TEtranscripts
Overview
TEtranscripts is a software package that utilizes both unambiguously (uniquely) and ambiguously (multi-) mapped reads to perform differential enrichment analyses from high throughput sequencing experiments.
Version 2.0.5 is installed on the CSF.
Restrictions on use
There are no restrictions on accessing this software on the CSF. It is released under the GPL v3 license and all usage must adhere to that license.
Please cite your use of this software using:
Jin Y., Tam O.H., Paniagua E. and Hammell M. (2015). TEtranscripts: A package for including transposable elements in differential expression analysis of RNA-seq datasets. Bioinformatics 31: 3593-3599. Pubmed ID: 26206304
Set up procedure
We now recommend loading modulefiles within your jobscript so that you have a full record of how the job was run.
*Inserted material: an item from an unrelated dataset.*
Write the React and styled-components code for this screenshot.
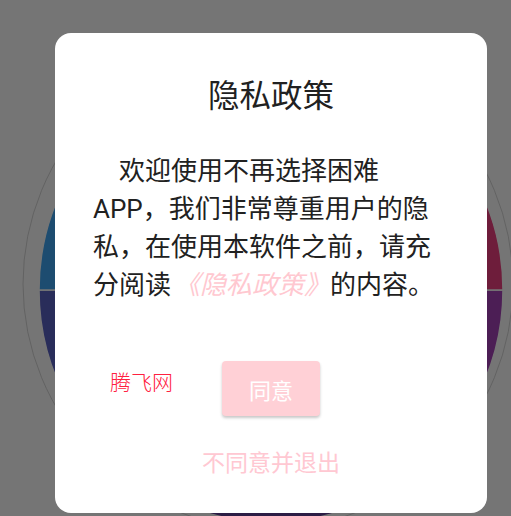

See the example jobscript below for how to do this. Alternatively, you may load modulefiles on the login node and let the job inherit these settings.
Load one of the following modulefiles:
module load apps/python/tetranscripts/2.0.5 # Also loads modulefiles for # Pysam 0.15.2 and R 3.6.1 (inc DESeq2)
Reference and Test Data
The modulefile will set the following environment variables which can be used in your jobscripts to access the reference / pre-built data and test data files. NOTE: all downloaded datafiles have been uncompressed.
$TE_DATA set to /mnt/data-sets/tetranscripts/ $TE_TESTDATA set to /mnt/data-sets/tetranscripts/test_data $TE_PREBUILT set to /mnt/data-sets/tetranscripts/Prebuilt_indices/ $TE_GTF set to /mnt/data-sets/tetranscripts/TE_GTF/
To see what prebuilt and GTF data-files area available, run the following on the login node after loading the modulefile there.
ls $TE_PREBUILT ls $TE_GTF ls $TE_TESTDATA
You can then use the filenames when specifying commmand-line flags for TEtranscript
. For example:
TEtranscripts ... --TE $TE_GTF/ce10_rmsk_TE.gtf
Running the application
Please do not run TEtranscripts
or TEcount
on the login node. Jobs should be submitted to the compute nodes via batch.
Serial batch job submission
Create a batch submission script (which will load the modulefile in the jobscript), for example:
#!/bin/bash --login #$ -cwd # Job will run from the current directory #$ -l mem512 # It is recommended to run on the high-memory nodes. # This will give you 32GB memory to work with (1 core). # NO -V line - we load modulefiles in the jobscript module load apps/python/tetranscripts/2.0.5 TEtranscripts -t RNAseq1.bam RNAseq2.bam -c CtlRNAseq1.bam CtlRNAseq.bam \ --GTF genic-GTF-file --TE TE-GTF-file # # See above for environment variables that provide # the location of the downloaded reference data
Submit the jobscript using:
qsub scriptname
where scriptname is the name of your jobscript.
Further info
- TEtranscripts github page. This includes instructions on running TEtranscripts and example command-lines.
- TEtranscripts website
Updates
None.